A few intrepid folks had 1950s OSCAs for road use, but building a “real” road car wasn’t on the Brothers agenda until 1958.
Fiat and OSCA
Some of OSCA’s twin-cam fours were based on Fiat blocks, and the power the Brothers were able to get out of them got Fiat’s attention. Fiat was working on a new 1200 Spider, but needed more power, so Dante Giacosa approached OSCA to design a milder version of its MT4 twin-cam for it.
The result for Fiat was a milder twin-cam made of more conventional (and easier to produce) pieces, at first at 1,491-cc and later at 1,568-cc.
Fiat would in return supply related engines for OSCA and pay a fee, which made homologation easy for OSCA and gave the company the budget to go beyond just building race cars for the first time.
OSCA modified the Fiat pieces further, and the 1,568-cc engine could range from 95 to 140hp in lightweight, twin-spark, dual-carb form. Though identical in size to the late Fiat-OSCA engines, the insides were not the same – OSCAs used forged, race-ready components and different heads.
The showcase for this engine, surprisingly, was a road car that could double as a track car – the 1600GT, development of which was financed by the Fiat deal.
The 1600GT was not so different from other OSCAs – it used a tubular-ladder chassis for lightness and it was tiny – about 156” (3.9M) long depending on the body – all of which were coachbuilt. Most 1600GTs were built by Zagato, and the prototype debuted in Zagato clothing at the 1960 Turin show.

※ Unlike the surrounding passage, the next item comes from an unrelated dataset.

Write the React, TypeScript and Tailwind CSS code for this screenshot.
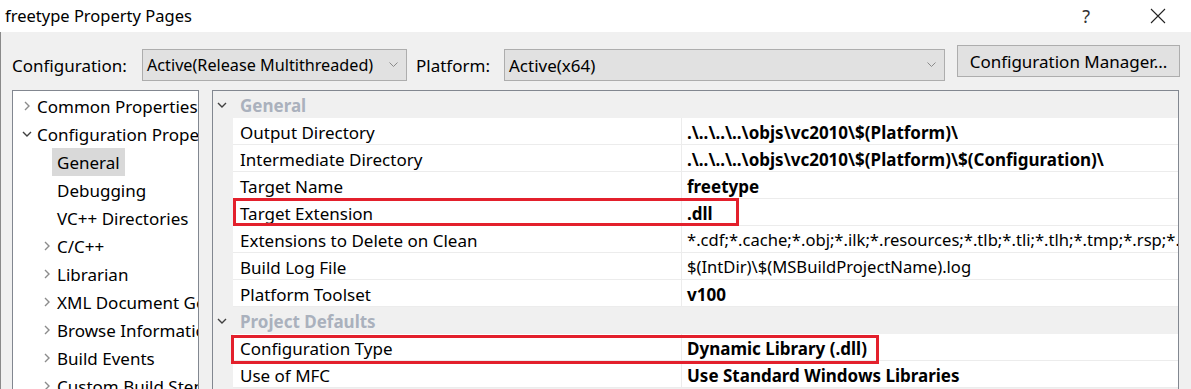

Homologation for various racing efforts was planned, but in the end not too many 1600GTs were actually campaigned, possibly because it took awhile to get the car into serious production – OSCA just wasn’t used to building in any real volume, and even the tiny run of the 1600 was huge by their standards.
Nearly 100 were bodied by Zagato. This car, seen at the Best of France and Italy, is even more specialized – just 24 had bodies by Fissore; and this one was first owned by Salvatore Ferragamo.
Fissore was also founded by a group of brothers, in 1919, but mostly built vans and buses until the 1950s when it began to be noticed by Fiat and other manufacturers. Fissore did not have the pedigree of a Pininfarina or Zagato, but it did quality work, often executing other people’s designs. Fissore, for example, built most of the special bodies for Peter Monteverdi’s cars.
The 1600GT 2 and De Tomaso Vallelunga were rare in-house Fissore designs. The later Rayton-Fissore company that created the Rayton-Fissore Magnum is related, but not the same firm.
Of the Fissore-bodied 1600 GT2s, 21 were coupes – with a look not dissimilar from Tom Karen’s later Reliant Scimitar – and 3 were convertibles. Very small and close coupled, it’s a pure two-seater and weighed only about 2000 lbs., although the weight depended on the body and level of customization. Much could be specced – the rear end could be a live axle or IRS depending on the customer’s preference.
To reduce weight even further, this car rides on Amadori magnesium alloy wheels.
~128 1600GTs of all types were built, but it was the last hurrah for the Brothers, who sold the company to Count Domenico Agusta in 1963 and did contract work for MV Agusta while OSCA wound down as they retired.
Ernesto, the youngest Brother, was 69 years old in 1967. Bindo, the eldest, was 84.